I'd suggest renaming the parameter something different, perhaps <ProcResource PR>. Reading <ProcResource ProcResource> caused my brain to hiccup a bit.

tools/llvm-mca/Views/SchedulerStatistics.cpp
49 ↗(On Diff #175509)

I'm curious. What if the target does not have a LoadQueueID or StoreQueueID defined? It seems like SchedulerStats would not account for the uses in Usage vector in that case. Should we emit a warning if that is the case, or is it reasonable for SchedulerStats to ignore targets that do not define the Load/Store IDs?

87 ↗(On Diff #175509)

If a target does not define a LQ/SQ resource ID, then SchedulerStats defaults to an ID of '0'. Is it possible for there to be a valid buffer with a BufferID of 0, or is that some special case? Our resource Buffer IDs come from an index defined in the processor model:

`/// An index to the MCProcResourceDesc entry in the processor model.`
tools/llvm-mca/include/HardwareUnits/LSUnit.h
108 ↗(On Diff #175509)

nit: Remove the wild '.' character in the middle of the sentence.

120 ↗(On Diff #175509)

It feels weird to mention 'official hardware documentation' here, when the LSUnit should be somewhat target agnostic. Perhaps clarify what hardware documentation you are referring to.

tools/llvm-mca/lib/HardwareUnits/LSUnit.cpp
29 ↗(On Diff #175509)

nit: In SchedulerStatistics.cpp you named the instance of a MCExtraProcessorInfo as 'EPI' and here you are calling it 'MEP'.

andreadb marked 6 inline comments as done.Nov 27 2018, 10:44 AM
andreadb added inline comments.
include/llvm/Target/TargetSchedule.td
567 ↗(On Diff #175509)

Will do.

tools/llvm-mca/Views/SchedulerStatistics.cpp
49 ↗(On Diff #175509)

On targets that don't specify a load/store queue, resource usage is normally updated by onReservedBuffers and onReleasedBuffers.
Basically, this patch is not a visibile change for processors that don't declare a load/store queue.

87 ↗(On Diff #175509)

ID zero is for the invalid resource. So, it cannot be a buffered resource.
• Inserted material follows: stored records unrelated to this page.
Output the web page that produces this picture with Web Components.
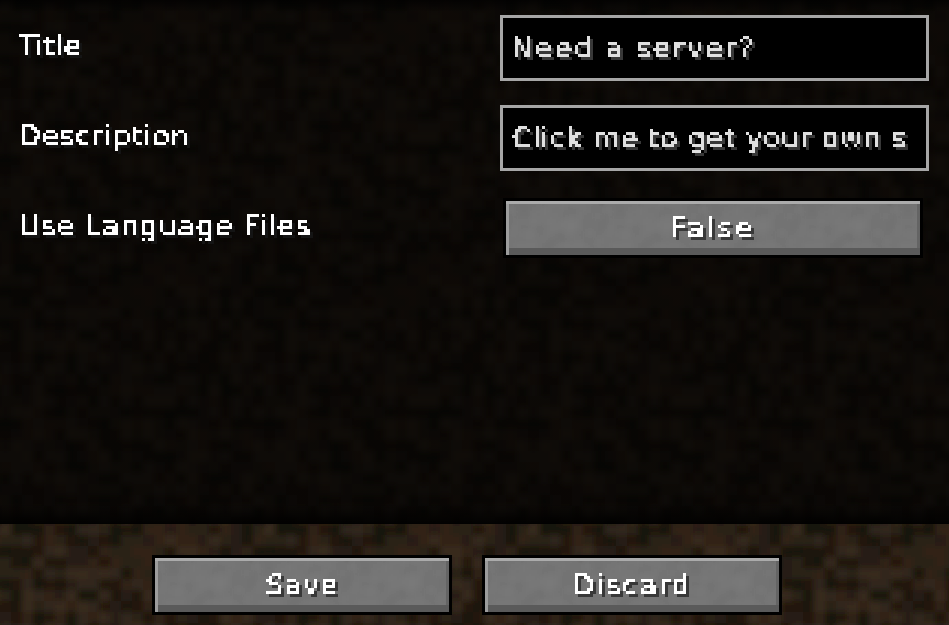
<!DOCTYPE html>
<html>
<head>
<meta charset="utf-8">
<title>Config</title>
<style>
  html, body { margin: 0; height: 100%; background: #120e0a; }
  body { font: 28px/34px "DejaVu Sans", sans-serif; letter-spacing: 1px; color: #fff; overflow: hidden; }
</style>
</head>
<body>
<mc-screen>
  <mc-row label="Title" style="letter-spacing:.5px"><mc-input style="letter-spacing:2.3px">Need a server?</mc-input></mc-row>
  <mc-row label="Description"><mc-input style="letter-spacing:.8px">Click me to get your own s</mc-input></mc-row>
  <mc-row label="Use Language Files" style="letter-spacing:1.25px"><mc-button wide style="letter-spacing:3px">False</mc-button></mc-row>
  <mc-button slot="footer">Save</mc-button>
  <mc-button slot="footer" style="letter-spacing:2px">Discard</mc-button>
</mc-screen>

<script>
  // small seeded noise so the tiles come out the same on every run
  function noise(seed) {
    let s = seed;
    return () => {
      s = (s * 16807) % 2147483647;
      return (s - 1) / 2147483646;
    };
  }

  function tile(size, colors, seed, blur) {
    const r = noise(seed);
    let rects = '';
    for (let y = 0; y < size; y++) {
      for (let x = 0; x < size; x++) {
        const c = colors[Math.floor(r() * colors.length)];
        // wrap the tile edges so the blur does not leave seams
        for (const [dx, dy] of [[0, 0], [size, 0], [0, size], [-size, 0], [0, -size]]) {
          rects += `<rect x="${x + dx}" y="${y + dy}" width="1" height="1" fill="${c}"/>`;
        }
      }
    }
    const svg = `<svg xmlns="http://www.w3.org/2000/svg" viewBox="0 0 ${size} ${size}" width="${size * 6}" height="${size * 6}">
      <filter id="b" x="-20%" y="-20%" width="140%" height="140%"><feGaussianBlur stdDeviation="${blur}"/></filter>
      <g filter="url(#b)" shape-rendering="crispEdges">${rects}</g></svg>`;
    return `url("data:image/svg+xml,${encodeURIComponent(svg)}")`;
  }

  const rootStyle = document.documentElement.style;
  rootStyle.setProperty('--dirt', tile(24, ['#392a1f', '#32261b', '#2c2018', '#281d15', '#221911', '#19120c', '#302319', '#1e160f'], 4711, 0.35));
  rootStyle.setProperty('--stone', tile(16, ['#727272', '#757575', '#777777', '#797979', '#747474', '#717171'], 90210, 0.5));

  const pixelFilter = `<svg width="0" height="0" style="position:absolute">
      <filter id="pix" filterUnits="userSpaceOnUse" x="0" y="0" width="500" height="60" color-interpolation-filters="sRGB">
        <feFlood x="1" y="1" width="1" height="1"/>
        <feComposite width="3" height="3"/>
        <feTile result="grid"/>
        <feComposite in="SourceGraphic" in2="grid" operator="in"/>
        <feMorphology operator="dilate" radius="1"/>
        <feComponentTransfer>
          <feFuncA type="discrete" tableValues="0 1 1 1"/>
        </feComponentTransfer>
        <feGaussianBlur stdDeviation="0.35"/>
      </filter>
    </svg>`;

  class McText extends HTMLElement {
    constructor() {
      super();
      this.attachShadow({ mode: 'open' }).innerHTML = `
        <style>
          :host { display: inline-block; margin-top: -1px; }
          span {
            display: inline-block;
            white-space: nowrap;
            padding: 2px 0;
            filter: url(#pix) drop-shadow(3px 3px 0 var(--shadow, #3c3c3c));
          }
        </style>
        ${pixelFilter}
        <span><slot></slot></span>`;
    }
  }

  class McScreen extends HTMLElement {
    constructor() {
      super();
      this.attachShadow({ mode: 'open' }).innerHTML = `
        <style>
          :host { display: flex; flex-direction: column; height: 625px; }
          .list {
            flex: 1;
            display: flex;
            flex-direction: column;
            gap: 24px;
            padding: 15px 20px 0 18px;
            background:
              linear-gradient(#000a, #0000 12px, #0000 calc(100% - 20px), #000d),
              linear-gradient(#000000b8, #000000b8),
              var(--dirt) 0 0 / 264px 264px;
          }
          .footer {
            height: 101px;
            box-sizing: border-box;
            display: flex;
            justify-content: center;
            gap: 30px;
            padding: 31px 15px 0 0;
            background: var(--dirt) 0 0 / 264px 264px;
          }
        </style>
        <div class="list"><slot></slot></div>
        <div class="footer"><slot name="footer"></slot></div>`;
    }
  }

  class McRow extends HTMLElement {
    constructor() {
      super();
      this.attachShadow({ mode: 'open' }).innerHTML = `
        <style>
          :host { display: grid; grid-template-columns: 482px 429px; height: 66px; }
          .label { padding: 14px 0 0 1px; --shadow: #141414; }
        </style>
        <div class="label"><mc-text></mc-text></div>
        <slot></slot>`;
      this.shadowRoot.querySelector('mc-text').textContent = this.getAttribute('label');
    }
  }

  class McInput extends HTMLElement {
    constructor() {
      super();
      this.attachShadow({ mode: 'open' }).innerHTML = `
        <style>
          :host {
            display: block;
            height: 66px;
            box-sizing: border-box;
            border: 3px solid #a6a6a6;
            background: #000;
            color: #e0e0e0;
            padding: 13px 9px 0;
            overflow: hidden;
            --shadow: #383838;
          }
        </style>
        <mc-text><slot></slot></mc-text>`;
    }
  }

  class McButton extends HTMLElement {
    constructor() {
      super();
      this.attachShadow({ mode: 'open' }).innerHTML = `
        <style>
          :host {
            display: flex;
            justify-content: center;
            box-sizing: border-box;
            width: 300px;
            height: 60px;
            padding-top: 10px;
            border: 3px solid #000;
            background: var(--stone) 0 0 / 96px 96px;
            box-shadow:
              inset 0 3px #ababab,
              inset 3px 0 #9c9c9c,
              inset 0 -7px #5a5a5a,
              inset -3px 0 #646464;
            color: #fff;
            --shadow: #383838;
          }
          :host([wide]) { width: 420px; margin: 3px 0 0 3px; }
        </style>
        <mc-text><slot></slot></mc-text>`;
    }
  }

  customElements.define('mc-text', McText);
  customElements.define('mc-input', McInput);
  customElements.define('mc-button', McButton);
  customElements.define('mc-row', McRow);
  customElements.define('mc-screen', McScreen);
</script>
</body>
</html>
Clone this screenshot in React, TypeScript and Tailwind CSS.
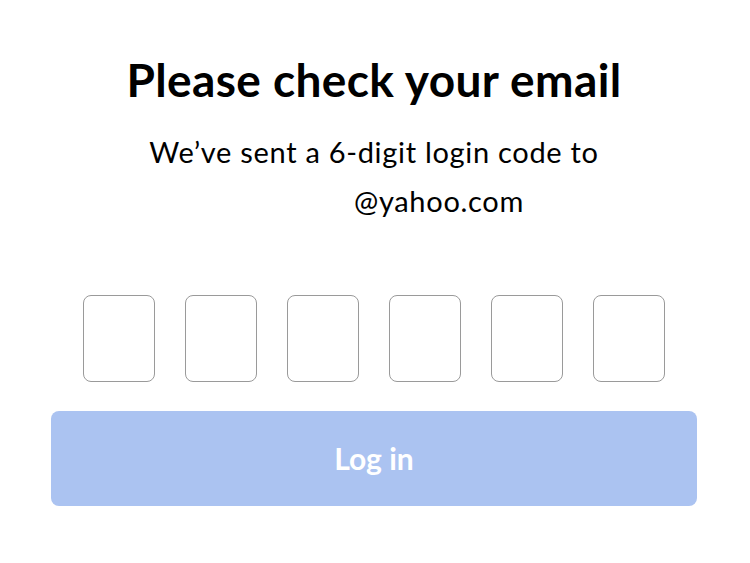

tools/llvm-mca/include/HardwareUnits/LSUnit.h
108 ↗(On Diff #175509)

Will do.

120 ↗(On Diff #175509)

No documentation in particular... Processor vendors often describe it in their official documents. Maybe it is my English... if it is confusing, I can remove it.

tools/llvm-mca/lib/HardwareUnits/LSUnit.cpp
29 ↗(On Diff #175509)

I will change it.

mattd added inline comments.Nov 27 2018, 10:48 AM
tools/llvm-mca/include/HardwareUnits/LSUnit.h
120 ↗(On Diff #175509)

Ah, I see. I read that statement as being specific to one vendor/implementation, and not something more general.

mattd added inline comments.Nov 27 2018, 10:49 AM
tools/llvm-mca/Views/SchedulerStatistics.cpp
87 ↗(On Diff #175509)

Ok, that's good to know. Thanks for the clarification.

andreadb updated this revision to Diff 175663.Nov 28 2018, 4:19 AM
andreadb marked 6 inline comments as done.

Patch updated.

Addressed review comments.

Please let me know if okay to commit.
-Andrea

Thank you, looks good in general!
Some very contrived nits:

tools/llvm-mca/Views/SchedulerStatistics.cpp
35–45 ↗(On Diff #175663)

Is there a tracking bug for this? Could you file one?
And reference it here in the comment please.

tools/llvm-mca/include/HardwareUnits/LSUnit.h
130–139 ↗(On Diff #175663)

Is there a bug tracking this?

196–198 ↗(On Diff #175663)

Is there a bug tracking this?

andreadb marked 3 inline comments as done.Nov 28 2018, 10:18 AM

Thank you, looks good in general!
Some very contrived nits:

Thanks for the review Roman!

tools/llvm-mca/Views/SchedulerStatistics.cpp
35–45 ↗(On Diff #175663)

Sure. I am going to create a bug for it.

tools/llvm-mca/include/HardwareUnits/LSUnit.h
130–139 ↗(On Diff #175663)

I definitely plan to raise a bug for the usage of field LoadLatency.

I am not entirely sure about whether there is a good/reasonable way to address the last FIXME paragraph. If you want, I can raise a low-priority investigation bug.

196–198 ↗(On Diff #175663)

There isn't. I am not sure if we want to revisit this in future. I suspect, itt require a bit more investigation. That being said, if you want, I can raise an investigation bugzilla for it.

andreadb updated this revision to Diff 175728.Nov 28 2018, 11:14 AM

Address review comments.

Raised PR39828, PR39829 and PR39830.
Added references to those upstream bugzillas in code comments as suggested by Roman.

mattd accepted this revision.Nov 28 2018, 11:17 AM

Thanks for answering my questions.

This revision is now accepted and ready to land.Nov 28 2018, 11:17 AM
This revision was automatically updated to reflect the committed changes.